> **Work to complete**
Copy every line that holds "index".

===== Records to process =====

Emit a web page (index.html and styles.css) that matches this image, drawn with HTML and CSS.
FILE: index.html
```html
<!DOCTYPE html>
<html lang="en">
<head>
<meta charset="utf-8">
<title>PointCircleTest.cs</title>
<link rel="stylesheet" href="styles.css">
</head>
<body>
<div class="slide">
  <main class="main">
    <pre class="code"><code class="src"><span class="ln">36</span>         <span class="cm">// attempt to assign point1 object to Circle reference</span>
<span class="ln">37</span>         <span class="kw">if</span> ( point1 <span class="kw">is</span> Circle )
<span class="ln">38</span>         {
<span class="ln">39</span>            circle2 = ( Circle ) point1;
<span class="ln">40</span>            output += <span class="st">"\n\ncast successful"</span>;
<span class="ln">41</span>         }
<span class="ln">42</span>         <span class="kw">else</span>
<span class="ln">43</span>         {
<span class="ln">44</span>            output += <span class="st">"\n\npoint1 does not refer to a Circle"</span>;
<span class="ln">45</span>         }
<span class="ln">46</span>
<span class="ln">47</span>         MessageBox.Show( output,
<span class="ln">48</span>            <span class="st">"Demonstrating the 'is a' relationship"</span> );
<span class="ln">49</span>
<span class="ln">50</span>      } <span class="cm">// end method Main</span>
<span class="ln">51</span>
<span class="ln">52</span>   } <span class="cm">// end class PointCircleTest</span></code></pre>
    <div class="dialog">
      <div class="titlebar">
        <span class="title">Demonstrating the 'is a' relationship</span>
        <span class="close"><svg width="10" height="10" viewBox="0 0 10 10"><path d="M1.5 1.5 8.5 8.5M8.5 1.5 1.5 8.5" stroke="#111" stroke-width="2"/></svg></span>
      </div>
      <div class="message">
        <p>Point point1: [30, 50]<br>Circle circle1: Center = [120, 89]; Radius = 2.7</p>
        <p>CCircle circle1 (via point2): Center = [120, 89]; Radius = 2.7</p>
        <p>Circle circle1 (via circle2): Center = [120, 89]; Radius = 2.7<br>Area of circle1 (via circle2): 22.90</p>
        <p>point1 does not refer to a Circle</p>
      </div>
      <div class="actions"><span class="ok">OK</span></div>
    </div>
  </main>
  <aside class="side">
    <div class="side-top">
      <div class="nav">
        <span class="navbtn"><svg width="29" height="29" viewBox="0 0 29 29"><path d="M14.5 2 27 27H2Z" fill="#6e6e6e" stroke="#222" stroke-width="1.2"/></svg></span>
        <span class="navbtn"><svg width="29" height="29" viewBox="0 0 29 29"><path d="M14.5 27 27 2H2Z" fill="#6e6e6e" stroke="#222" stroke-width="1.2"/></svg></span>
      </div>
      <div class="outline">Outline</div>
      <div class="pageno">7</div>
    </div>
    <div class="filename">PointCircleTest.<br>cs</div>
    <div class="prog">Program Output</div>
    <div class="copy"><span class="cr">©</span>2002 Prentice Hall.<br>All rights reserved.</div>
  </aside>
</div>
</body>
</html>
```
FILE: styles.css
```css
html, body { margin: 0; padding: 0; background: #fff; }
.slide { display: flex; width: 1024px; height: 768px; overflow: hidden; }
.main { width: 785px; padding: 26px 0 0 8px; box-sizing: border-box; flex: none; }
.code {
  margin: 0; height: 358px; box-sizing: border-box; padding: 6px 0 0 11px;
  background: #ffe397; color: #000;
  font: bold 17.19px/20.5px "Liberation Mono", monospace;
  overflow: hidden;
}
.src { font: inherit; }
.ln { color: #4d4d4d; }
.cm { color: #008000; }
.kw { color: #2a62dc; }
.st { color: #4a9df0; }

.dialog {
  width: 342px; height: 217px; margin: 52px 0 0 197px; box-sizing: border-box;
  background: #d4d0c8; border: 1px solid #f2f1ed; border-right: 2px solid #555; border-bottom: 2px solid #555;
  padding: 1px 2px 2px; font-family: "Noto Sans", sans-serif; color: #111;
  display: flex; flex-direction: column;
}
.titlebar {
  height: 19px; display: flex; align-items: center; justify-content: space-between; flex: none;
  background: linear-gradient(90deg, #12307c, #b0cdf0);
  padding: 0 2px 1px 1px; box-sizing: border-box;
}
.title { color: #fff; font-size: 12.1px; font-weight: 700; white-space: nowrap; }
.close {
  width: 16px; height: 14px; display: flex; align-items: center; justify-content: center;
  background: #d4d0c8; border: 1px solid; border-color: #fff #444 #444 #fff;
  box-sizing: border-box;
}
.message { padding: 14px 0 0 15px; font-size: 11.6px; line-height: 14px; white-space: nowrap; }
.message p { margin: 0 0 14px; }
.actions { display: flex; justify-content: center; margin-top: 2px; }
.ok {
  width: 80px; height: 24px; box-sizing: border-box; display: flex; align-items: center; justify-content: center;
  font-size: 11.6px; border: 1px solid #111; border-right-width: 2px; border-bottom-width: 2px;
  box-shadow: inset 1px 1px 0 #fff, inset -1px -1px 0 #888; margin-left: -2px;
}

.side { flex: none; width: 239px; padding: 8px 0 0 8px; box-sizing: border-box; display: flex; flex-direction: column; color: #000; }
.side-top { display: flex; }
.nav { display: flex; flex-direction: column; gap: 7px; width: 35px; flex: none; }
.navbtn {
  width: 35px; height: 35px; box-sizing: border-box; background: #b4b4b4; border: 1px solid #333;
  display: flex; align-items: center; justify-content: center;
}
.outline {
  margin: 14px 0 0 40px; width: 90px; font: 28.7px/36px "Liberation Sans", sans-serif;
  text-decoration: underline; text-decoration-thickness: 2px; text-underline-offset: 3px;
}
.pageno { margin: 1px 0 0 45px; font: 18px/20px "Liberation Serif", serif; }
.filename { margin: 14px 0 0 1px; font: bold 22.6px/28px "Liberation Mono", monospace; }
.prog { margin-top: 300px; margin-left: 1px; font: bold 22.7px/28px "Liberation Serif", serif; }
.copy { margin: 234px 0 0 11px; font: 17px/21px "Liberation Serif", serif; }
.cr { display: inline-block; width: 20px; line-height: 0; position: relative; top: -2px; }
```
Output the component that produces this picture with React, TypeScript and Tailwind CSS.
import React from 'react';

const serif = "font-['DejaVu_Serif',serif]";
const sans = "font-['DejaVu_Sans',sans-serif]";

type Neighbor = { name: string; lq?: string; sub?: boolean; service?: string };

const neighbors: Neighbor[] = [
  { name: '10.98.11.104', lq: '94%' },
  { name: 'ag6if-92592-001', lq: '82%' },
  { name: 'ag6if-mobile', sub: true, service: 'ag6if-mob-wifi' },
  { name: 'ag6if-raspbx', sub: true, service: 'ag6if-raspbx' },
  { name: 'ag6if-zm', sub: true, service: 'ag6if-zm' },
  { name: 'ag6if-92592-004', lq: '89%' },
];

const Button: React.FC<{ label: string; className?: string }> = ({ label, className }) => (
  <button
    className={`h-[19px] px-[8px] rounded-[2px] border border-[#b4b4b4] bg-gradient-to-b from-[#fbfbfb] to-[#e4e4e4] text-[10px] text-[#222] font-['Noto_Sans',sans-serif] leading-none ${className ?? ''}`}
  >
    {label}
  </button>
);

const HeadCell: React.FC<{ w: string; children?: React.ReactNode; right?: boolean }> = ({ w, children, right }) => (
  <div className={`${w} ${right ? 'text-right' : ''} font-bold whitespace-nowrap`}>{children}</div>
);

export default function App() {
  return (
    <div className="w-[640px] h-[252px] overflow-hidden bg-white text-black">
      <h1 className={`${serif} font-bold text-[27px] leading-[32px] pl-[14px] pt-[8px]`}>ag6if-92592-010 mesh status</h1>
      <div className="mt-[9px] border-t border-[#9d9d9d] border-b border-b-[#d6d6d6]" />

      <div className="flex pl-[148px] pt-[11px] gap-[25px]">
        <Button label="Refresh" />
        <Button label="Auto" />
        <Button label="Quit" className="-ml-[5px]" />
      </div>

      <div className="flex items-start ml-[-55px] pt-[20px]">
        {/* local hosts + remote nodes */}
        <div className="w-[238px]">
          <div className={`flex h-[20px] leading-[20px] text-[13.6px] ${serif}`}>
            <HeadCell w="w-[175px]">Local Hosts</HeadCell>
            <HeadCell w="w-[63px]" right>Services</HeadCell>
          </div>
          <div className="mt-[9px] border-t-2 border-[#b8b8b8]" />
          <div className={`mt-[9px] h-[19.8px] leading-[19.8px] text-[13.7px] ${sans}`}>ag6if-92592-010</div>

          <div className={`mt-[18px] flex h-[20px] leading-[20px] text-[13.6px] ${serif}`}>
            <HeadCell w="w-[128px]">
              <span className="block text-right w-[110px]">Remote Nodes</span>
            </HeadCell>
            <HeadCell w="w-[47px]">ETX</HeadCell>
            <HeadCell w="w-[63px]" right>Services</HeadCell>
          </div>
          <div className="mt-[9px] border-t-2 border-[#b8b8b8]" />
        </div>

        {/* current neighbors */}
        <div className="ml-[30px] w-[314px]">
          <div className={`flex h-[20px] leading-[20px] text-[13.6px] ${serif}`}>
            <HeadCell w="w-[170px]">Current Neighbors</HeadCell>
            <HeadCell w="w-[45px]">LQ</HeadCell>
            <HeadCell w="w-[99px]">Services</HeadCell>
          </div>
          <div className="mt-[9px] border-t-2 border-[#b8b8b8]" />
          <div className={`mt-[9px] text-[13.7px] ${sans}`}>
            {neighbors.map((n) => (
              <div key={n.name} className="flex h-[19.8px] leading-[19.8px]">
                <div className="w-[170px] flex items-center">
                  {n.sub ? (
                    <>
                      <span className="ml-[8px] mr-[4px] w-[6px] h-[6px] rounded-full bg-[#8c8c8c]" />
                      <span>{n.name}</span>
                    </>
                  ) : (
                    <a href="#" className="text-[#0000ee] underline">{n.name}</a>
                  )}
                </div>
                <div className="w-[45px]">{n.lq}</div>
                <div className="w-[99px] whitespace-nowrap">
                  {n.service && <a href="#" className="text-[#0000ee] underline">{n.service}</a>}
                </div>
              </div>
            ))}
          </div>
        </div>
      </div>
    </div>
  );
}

=====

> **The completed task**
Emit a web page (index.html and styles.css) that matches this image, drawn with HTML and CSS.
FILE: index.html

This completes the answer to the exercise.